Witherup’s “down wind, down river”

While doing some background reading on William Witherup, I noticed that several critics referred to him as a “Beat.” I’m not sure that I’d classify him as a beat, but certainly the title poem of this volume,

DOWN WIND, DOWN RIVER

For Frederick Wayne Nelson, down river,
who was in the bio-path of the Green Run, 1949

Oh say can you breathe
By the dawn’s early wind
What so proudly we made
At Hanford Engineering Works:
Iodine-131, plutonium, ruthenium.

At the dawn’s early light
Irradiated meadowlarks
Filled a young boy’s heart
With isotopes of beauty.
Particle and wave shimmered
Over the river stones.

What so proudly we hailed.
Looking for arrowheads
After my morning paper route,
By the hot Columbia;
Bike sparkling with flakes
Of mica not mica.

“Roll on Columbia,” Woody.
Salmon smolt stunned
As they hit the outflow plumes.
At twilight’s last gleaming
1-131 sifting on sage and thistle,
On sweet, newly-cut alfalfa.

Plutonium in the hog swill,
Ruthenium in the jackrabbit’s eye.
The pure products of America go crazy.
By the dawn’s early light
Hiroshima flickers white-hot,
Nagasaki fuses with the sun.

Particle and wave,
What physicists proudly hailed,
Who used murderous intellect
To invent deadly winds; military
And scientific elite gassing their own
Workers, soldiers, and children.

Down river, down wind;
1-131, plutonium, ruthenium.

-Seattle, 1996

reminds me of the Beats with its shrill overtones. If I hadn’t been a down winder, I might even reject the poem as a failure. Since I’ve spent considerable time in these areas and experienced the same feelings, the poem works for me, though I suspect I would like it more as folk song than as a poem. Reminds me a little of Woodie Guthrie in its earthiness. One of the qualities that I did admire in many of the Beat poets.

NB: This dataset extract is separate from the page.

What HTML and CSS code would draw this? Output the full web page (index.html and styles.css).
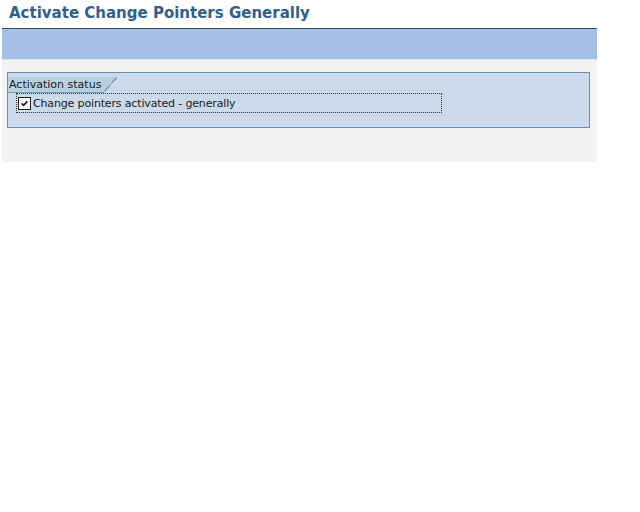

As you might imagine, my feelings toward nuclear power don’t differ too much from Witherup’s. In fact, one of my greatest criticisms of President Obama was his shutting down of the nuclear repository in Nevada while still pushing for increased nuclear development. Anyone who has even a minimal understanding of the disaster that is Hanford should realize that it’s totally arrogant to continue to develop nuclear energy without first finding an effective way of storing the waste products.

That said, the poem seems too shrill to ever be a personal favorite or one that I’d return to repeatedly.